Do not include the pictures; repeat the rest of the data exactly.

PROVIDED DATA »
>>>
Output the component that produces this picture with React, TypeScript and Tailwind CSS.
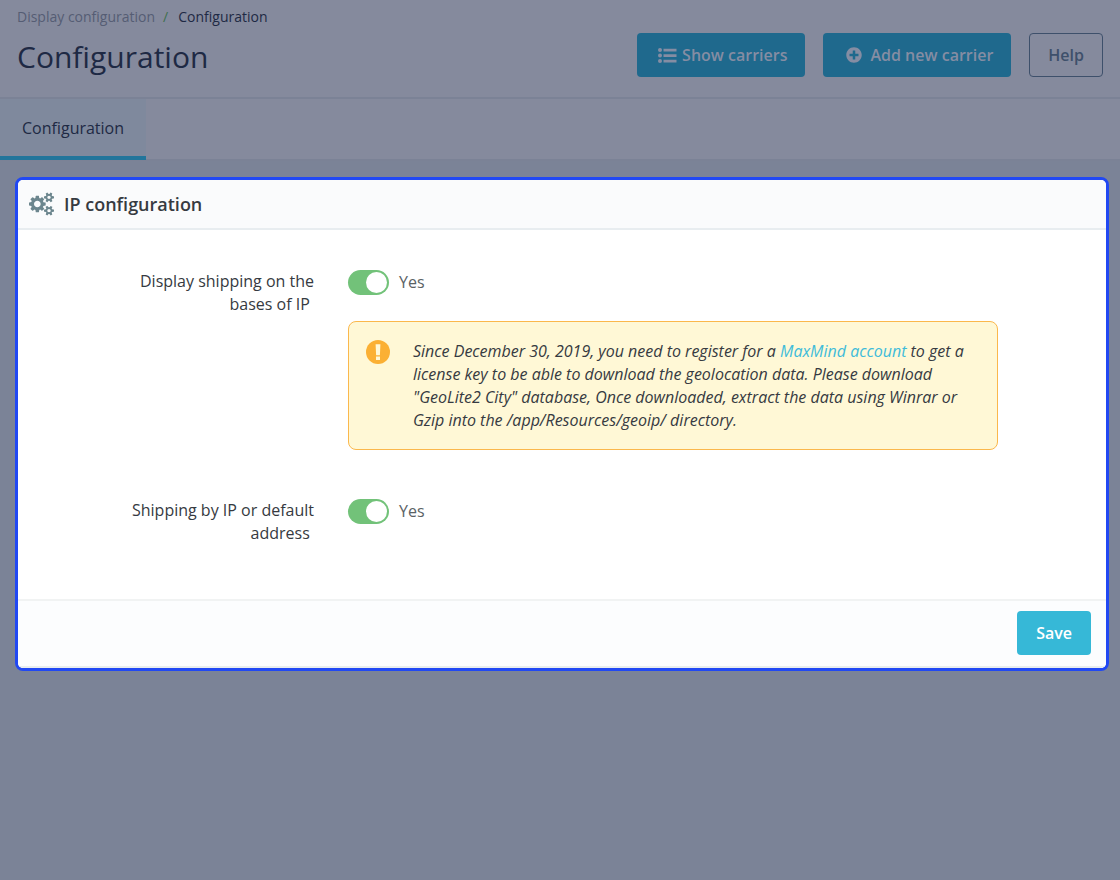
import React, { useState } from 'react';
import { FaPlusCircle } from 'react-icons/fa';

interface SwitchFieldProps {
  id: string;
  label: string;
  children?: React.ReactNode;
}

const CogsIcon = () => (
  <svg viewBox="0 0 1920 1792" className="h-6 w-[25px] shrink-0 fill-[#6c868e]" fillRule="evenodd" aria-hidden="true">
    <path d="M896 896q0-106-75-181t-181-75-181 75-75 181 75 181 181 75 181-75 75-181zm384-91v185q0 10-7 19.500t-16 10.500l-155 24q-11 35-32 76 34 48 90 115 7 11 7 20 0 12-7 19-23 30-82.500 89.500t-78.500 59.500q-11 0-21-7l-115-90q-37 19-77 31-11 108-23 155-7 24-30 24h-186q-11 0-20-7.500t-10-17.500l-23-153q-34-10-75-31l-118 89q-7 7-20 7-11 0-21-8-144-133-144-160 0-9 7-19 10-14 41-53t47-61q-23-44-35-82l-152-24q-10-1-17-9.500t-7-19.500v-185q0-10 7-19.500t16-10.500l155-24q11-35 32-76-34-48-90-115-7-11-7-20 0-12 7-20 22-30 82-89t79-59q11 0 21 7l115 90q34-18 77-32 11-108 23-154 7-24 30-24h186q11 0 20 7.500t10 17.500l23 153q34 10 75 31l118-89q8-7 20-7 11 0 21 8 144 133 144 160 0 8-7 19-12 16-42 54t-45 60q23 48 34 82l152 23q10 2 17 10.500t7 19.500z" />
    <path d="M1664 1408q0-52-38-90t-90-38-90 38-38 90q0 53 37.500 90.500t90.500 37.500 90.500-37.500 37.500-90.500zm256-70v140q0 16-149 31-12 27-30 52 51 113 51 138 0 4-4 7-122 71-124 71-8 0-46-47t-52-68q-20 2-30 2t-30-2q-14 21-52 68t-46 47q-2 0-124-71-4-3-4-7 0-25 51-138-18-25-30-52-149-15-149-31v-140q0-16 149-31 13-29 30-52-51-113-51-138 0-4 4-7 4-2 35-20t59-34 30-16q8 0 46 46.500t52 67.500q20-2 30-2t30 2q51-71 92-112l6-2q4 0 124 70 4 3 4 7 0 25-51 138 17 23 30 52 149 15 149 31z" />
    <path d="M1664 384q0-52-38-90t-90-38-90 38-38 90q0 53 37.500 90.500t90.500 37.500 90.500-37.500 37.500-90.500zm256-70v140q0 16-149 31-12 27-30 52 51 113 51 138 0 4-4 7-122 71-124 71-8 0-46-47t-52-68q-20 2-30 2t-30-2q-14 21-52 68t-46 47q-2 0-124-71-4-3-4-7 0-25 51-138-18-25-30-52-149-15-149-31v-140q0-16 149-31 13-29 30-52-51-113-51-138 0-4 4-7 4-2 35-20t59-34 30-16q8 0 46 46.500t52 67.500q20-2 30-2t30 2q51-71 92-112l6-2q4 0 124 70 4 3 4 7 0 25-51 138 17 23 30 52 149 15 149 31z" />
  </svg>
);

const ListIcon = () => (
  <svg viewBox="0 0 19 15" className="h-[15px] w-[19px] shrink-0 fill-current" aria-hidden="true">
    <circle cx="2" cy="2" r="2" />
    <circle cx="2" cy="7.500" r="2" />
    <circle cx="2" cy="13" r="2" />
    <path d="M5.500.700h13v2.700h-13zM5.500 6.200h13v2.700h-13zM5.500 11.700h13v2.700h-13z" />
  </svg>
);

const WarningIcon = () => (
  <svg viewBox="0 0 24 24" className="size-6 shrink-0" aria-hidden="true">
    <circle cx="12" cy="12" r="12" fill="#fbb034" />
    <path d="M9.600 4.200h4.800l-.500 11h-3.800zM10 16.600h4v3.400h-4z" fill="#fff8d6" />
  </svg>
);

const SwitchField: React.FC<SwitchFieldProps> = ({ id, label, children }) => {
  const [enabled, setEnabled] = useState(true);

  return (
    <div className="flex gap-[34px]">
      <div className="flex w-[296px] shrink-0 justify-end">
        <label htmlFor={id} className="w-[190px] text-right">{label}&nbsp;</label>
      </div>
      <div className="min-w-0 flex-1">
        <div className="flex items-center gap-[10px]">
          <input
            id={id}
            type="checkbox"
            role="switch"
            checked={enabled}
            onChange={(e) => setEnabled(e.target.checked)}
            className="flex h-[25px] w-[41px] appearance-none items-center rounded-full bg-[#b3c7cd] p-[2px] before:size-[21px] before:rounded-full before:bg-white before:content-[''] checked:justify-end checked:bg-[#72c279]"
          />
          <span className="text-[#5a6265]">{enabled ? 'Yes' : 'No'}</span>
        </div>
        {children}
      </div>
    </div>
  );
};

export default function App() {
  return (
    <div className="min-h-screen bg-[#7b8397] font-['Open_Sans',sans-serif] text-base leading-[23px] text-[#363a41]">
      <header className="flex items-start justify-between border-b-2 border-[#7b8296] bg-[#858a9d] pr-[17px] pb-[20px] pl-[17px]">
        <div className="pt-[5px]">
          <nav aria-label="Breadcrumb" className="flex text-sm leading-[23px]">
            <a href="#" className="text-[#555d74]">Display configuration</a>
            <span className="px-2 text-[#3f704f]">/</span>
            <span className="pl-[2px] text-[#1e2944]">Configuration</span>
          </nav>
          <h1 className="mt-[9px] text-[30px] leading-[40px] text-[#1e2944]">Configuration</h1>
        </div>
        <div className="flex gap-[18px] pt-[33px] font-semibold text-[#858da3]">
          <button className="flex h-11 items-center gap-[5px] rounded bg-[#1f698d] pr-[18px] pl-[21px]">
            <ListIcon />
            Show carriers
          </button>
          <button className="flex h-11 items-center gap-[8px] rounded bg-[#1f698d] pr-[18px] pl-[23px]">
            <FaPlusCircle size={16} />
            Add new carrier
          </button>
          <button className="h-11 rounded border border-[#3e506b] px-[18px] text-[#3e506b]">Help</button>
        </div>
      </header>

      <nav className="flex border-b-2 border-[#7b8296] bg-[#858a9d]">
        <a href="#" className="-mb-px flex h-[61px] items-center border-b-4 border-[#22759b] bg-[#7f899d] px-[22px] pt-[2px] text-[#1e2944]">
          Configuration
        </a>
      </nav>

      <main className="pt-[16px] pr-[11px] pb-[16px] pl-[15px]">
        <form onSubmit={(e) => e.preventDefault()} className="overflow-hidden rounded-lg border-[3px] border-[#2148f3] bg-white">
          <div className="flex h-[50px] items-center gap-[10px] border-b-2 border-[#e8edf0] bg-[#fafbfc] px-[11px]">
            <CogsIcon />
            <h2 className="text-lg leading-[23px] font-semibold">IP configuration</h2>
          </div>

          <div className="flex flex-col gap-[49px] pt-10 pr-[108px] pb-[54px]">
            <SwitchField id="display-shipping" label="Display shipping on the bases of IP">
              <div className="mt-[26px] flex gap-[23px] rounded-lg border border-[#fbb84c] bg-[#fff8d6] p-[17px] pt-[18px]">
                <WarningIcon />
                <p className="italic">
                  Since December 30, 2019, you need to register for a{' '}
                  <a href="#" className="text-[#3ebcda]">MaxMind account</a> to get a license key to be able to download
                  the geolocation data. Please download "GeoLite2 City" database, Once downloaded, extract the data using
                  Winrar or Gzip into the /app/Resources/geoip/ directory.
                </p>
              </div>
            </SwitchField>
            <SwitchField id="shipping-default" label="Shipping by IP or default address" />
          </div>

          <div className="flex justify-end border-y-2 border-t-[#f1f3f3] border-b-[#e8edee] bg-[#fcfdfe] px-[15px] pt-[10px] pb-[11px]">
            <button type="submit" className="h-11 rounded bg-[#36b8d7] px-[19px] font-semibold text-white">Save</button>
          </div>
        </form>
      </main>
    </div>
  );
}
<<<
FULL ANSWER »
Output the component that produces this picture with React, TypeScript and Tailwind CSS.
import React, { useState } from 'react';
import { FaPlusCircle } from 'react-icons/fa';

interface SwitchFieldProps {
  id: string;
  label: string;
  children?: React.ReactNode;
}

const CogsIcon = () => (
  <svg viewBox="0 0 1920 1792" className="h-6 w-[25px] shrink-0 fill-[#6c868e]" fillRule="evenodd" aria-hidden="true">
    <path d="M896 896q0-106-75-181t-181-75-181 75-75 181 75 181 181 75 181-75 75-181zm384-91v185q0 10-7 19.500t-16 10.500l-155 24q-11 35-32 76 34 48 90 115 7 11 7 20 0 12-7 19-23 30-82.500 89.500t-78.500 59.500q-11 0-21-7l-115-90q-37 19-77 31-11 108-23 155-7 24-30 24h-186q-11 0-20-7.500t-10-17.500l-23-153q-34-10-75-31l-118 89q-7 7-20 7-11 0-21-8-144-133-144-160 0-9 7-19 10-14 41-53t47-61q-23-44-35-82l-152-24q-10-1-17-9.500t-7-19.500v-185q0-10 7-19.500t16-10.500l155-24q11-35 32-76-34-48-90-115-7-11-7-20 0-12 7-20 22-30 82-89t79-59q11 0 21 7l115 90q34-18 77-32 11-108 23-154 7-24 30-24h186q11 0 20 7.500t10 17.500l23 153q34 10 75 31l118-89q8-7 20-7 11 0 21 8 144 133 144 160 0 8-7 19-12 16-42 54t-45 60q23 48 34 82l152 23q10 2 17 10.500t7 19.500z" />
    <path d="M1664 1408q0-52-38-90t-90-38-90 38-38 90q0 53 37.500 90.500t90.500 37.500 90.500-37.500 37.500-90.500zm256-70v140q0 16-149 31-12 27-30 52 51 113 51 138 0 4-4 7-122 71-124 71-8 0-46-47t-52-68q-20 2-30 2t-30-2q-14 21-52 68t-46 47q-2 0-124-71-4-3-4-7 0-25 51-138-18-25-30-52-149-15-149-31v-140q0-16 149-31 13-29 30-52-51-113-51-138 0-4 4-7 4-2 35-20t59-34 30-16q8 0 46 46.500t52 67.500q20-2 30-2t30 2q51-71 92-112l6-2q4 0 124 70 4 3 4 7 0 25-51 138 17 23 30 52 149 15 149 31z" />
    <path d="M1664 384q0-52-38-90t-90-38-90 38-38 90q0 53 37.500 90.500t90.500 37.500 90.500-37.500 37.500-90.500zm256-70v140q0 16-149 31-12 27-30 52 51 113 51 138 0 4-4 7-122 71-124 71-8 0-46-47t-52-68q-20 2-30 2t-30-2q-14 21-52 68t-46 47q-2 0-124-71-4-3-4-7 0-25 51-138-18-25-30-52-149-15-149-31v-140q0-16 149-31 13-29 30-52-51-113-51-138 0-4 4-7 4-2 35-20t59-34 30-16q8 0 46 46.500t52 67.500q20-2 30-2t30 2q51-71 92-112l6-2q4 0 124 70 4 3 4 7 0 25-51 138 17 23 30 52 149 15 149 31z" />
  </svg>
);

const ListIcon = () => (
  <svg viewBox="0 0 19 15" className="h-[15px] w-[19px] shrink-0 fill-current" aria-hidden="true">
    <circle cx="2" cy="2" r="2" />
    <circle cx="2" cy="7.500" r="2" />
    <circle cx="2" cy="13" r="2" />
    <path d="M5.500.700h13v2.700h-13zM5.500 6.200h13v2.700h-13zM5.500 11.700h13v2.700h-13z" />
  </svg>
);

const WarningIcon = () => (
  <svg viewBox="0 0 24 24" className="size-6 shrink-0" aria-hidden="true">
    <circle cx="12" cy="12" r="12" fill="#fbb034" />
    <path d="M9.600 4.200h4.800l-.500 11h-3.800zM10 16.600h4v3.400h-4z" fill="#fff8d6" />
  </svg>
);

const SwitchField: React.FC<SwitchFieldProps> = ({ id, label, children }) => {
  const [enabled, setEnabled] = useState(true);

  return (
    <div className="flex gap-[34px]">
      <div className="flex w-[296px] shrink-0 justify-end">
        <label htmlFor={id} className="w-[190px] text-right">{label}&nbsp;</label>
      </div>
      <div className="min-w-0 flex-1">
        <div className="flex items-center gap-[10px]">
          <input
            id={id}
            type="checkbox"
            role="switch"
            checked={enabled}
            onChange={(e) => setEnabled(e.target.checked)}
            className="flex h-[25px] w-[41px] appearance-none items-center rounded-full bg-[#b3c7cd] p-[2px] before:size-[21px] before:rounded-full before:bg-white before:content-[''] checked:justify-end checked:bg-[#72c279]"
          />
          <span className="text-[#5a6265]">{enabled ? 'Yes' : 'No'}</span>
        </div>
        {children}
      </div>
    </div>
  );
};

export default function App() {
  return (
    <div className="min-h-screen bg-[#7b8397] font-['Open_Sans',sans-serif] text-base leading-[23px] text-[#363a41]">
      <header className="flex items-start justify-between border-b-2 border-[#7b8296] bg-[#858a9d] pr-[17px] pb-[20px] pl-[17px]">
        <div className="pt-[5px]">
          <nav aria-label="Breadcrumb" className="flex text-sm leading-[23px]">
            <a href="#" className="text-[#555d74]">Display configuration</a>
            <span className="px-2 text-[#3f704f]">/</span>
            <span className="pl-[2px] text-[#1e2944]">Configuration</span>
          </nav>
          <h1 className="mt-[9px] text-[30px] leading-[40px] text-[#1e2944]">Configuration</h1>
        </div>
        <div className="flex gap-[18px] pt-[33px] font-semibold text-[#858da3]">
          <button className="flex h-11 items-center gap-[5px] rounded bg-[#1f698d] pr-[18px] pl-[21px]">
            <ListIcon />
            Show carriers
          </button>
          <button className="flex h-11 items-center gap-[8px] rounded bg-[#1f698d] pr-[18px] pl-[23px]">
            <FaPlusCircle size={16} />
            Add new carrier
          </button>
          <button className="h-11 rounded border border-[#3e506b] px-[18px] text-[#3e506b]">Help</button>
        </div>
      </header>

      <nav className="flex border-b-2 border-[#7b8296] bg-[#858a9d]">
        <a href="#" className="-mb-px flex h-[61px] items-center border-b-4 border-[#22759b] bg-[#7f899d] px-[22px] pt-[2px] text-[#1e2944]">
          Configuration
        </a>
      </nav>

      <main className="pt-[16px] pr-[11px] pb-[16px] pl-[15px]">
        <form onSubmit={(e) => e.preventDefault()} className="overflow-hidden rounded-lg border-[3px] border-[#2148f3] bg-white">
          <div className="flex h-[50px] items-center gap-[10px] border-b-2 border-[#e8edf0] bg-[#fafbfc] px-[11px]">
            <CogsIcon />
            <h2 className="text-lg leading-[23px] font-semibold">IP configuration</h2>
          </div>

          <div className="flex flex-col gap-[49px] pt-10 pr-[108px] pb-[54px]">
            <SwitchField id="display-shipping" label="Display shipping on the bases of IP">
              <div className="mt-[26px] flex gap-[23px] rounded-lg border border-[#fbb84c] bg-[#fff8d6] p-[17px] pt-[18px]">
                <WarningIcon />
                <p className="italic">
                  Since December 30, 2019, you need to register for a{' '}
                  <a href="#" className="text-[#3ebcda]">MaxMind account</a> to get a license key to be able to download
                  the geolocation data. Please download "GeoLite2 City" database, Once downloaded, extract the data using
                  Winrar or Gzip into the /app/Resources/geoip/ directory.
                </p>
              </div>
            </SwitchField>
            <SwitchField id="shipping-default" label="Shipping by IP or default address" />
          </div>

          <div className="flex justify-end border-y-2 border-t-[#f1f3f3] border-b-[#e8edee] bg-[#fcfdfe] px-[15px] pt-[10px] pb-[11px]">
            <button type="submit" className="h-11 rounded bg-[#36b8d7] px-[19px] font-semibold text-white">Save</button>
          </div>
        </form>
      </main>
    </div>
  );
}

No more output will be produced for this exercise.